Voluntary Returnees, constitute a large population of human resources, with huge potentials that could be tapped into towards the economic development of this country. So far 644 Nigerians have returned making Nigeria the biggest country of voluntary return in West Africa, Ghana comes next with 326, Gambia, 221, while Guinea recorded 142 returns.
Nations that have remained hostile and abusive to migrants need to learn, understand and support the AVRR initiative of the IOM. The EU and Asia should reconsider and improve on their largely inhuman handling of migrants.
Nations like Malaysia, Indonesia, India, Saudi Arabia, and Israel, to name a few should adopt a necessary change of attitude towards migrants, by encouraging and promoting Assisted Voluntary return and reintegration of migrants. It is noteworthy, that Nations like Iraq, and Sri Lanka top the list in the support of the AVRR program , basically because they have national migration policies which they are implementing.

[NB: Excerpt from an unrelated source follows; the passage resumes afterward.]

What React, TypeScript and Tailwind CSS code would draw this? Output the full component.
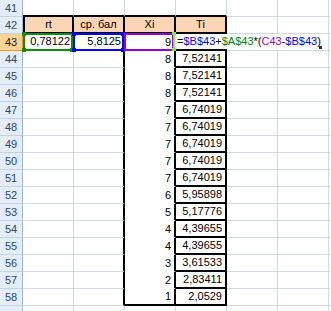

The absence of Migration Policy within most African countries accounts for the tardiness in the handling of migration with dignity in Africa.
Nigerian government has mandated the National Commission For Refugees, Migrants and Internally Displaced persons [NCFRMI] to coordinate all Migration issues and matters. Expectedly the NCFRMI has articulated the National Migration Policy since 2006, which has been ratified by stakeholders but is yet to be approved. The uncertainty surrounding the adoption, approval, and implementation of the policy must be removed.
Whoever is responsible to ensure that this policy is released must be encouraged now, from the office of the Secretary of the Federation, to the NCRFMI. All hands must be on deck, while we look up to the Ministry of Foreign Affairs to do more to arrange the Swiss type of MOU with other EU nations, America, Indonesia, Malaysia, Saudi Arabia, and Israel.
Mr. CLEMENT UDEGBE, a legal practitioner, wrote from Lagos.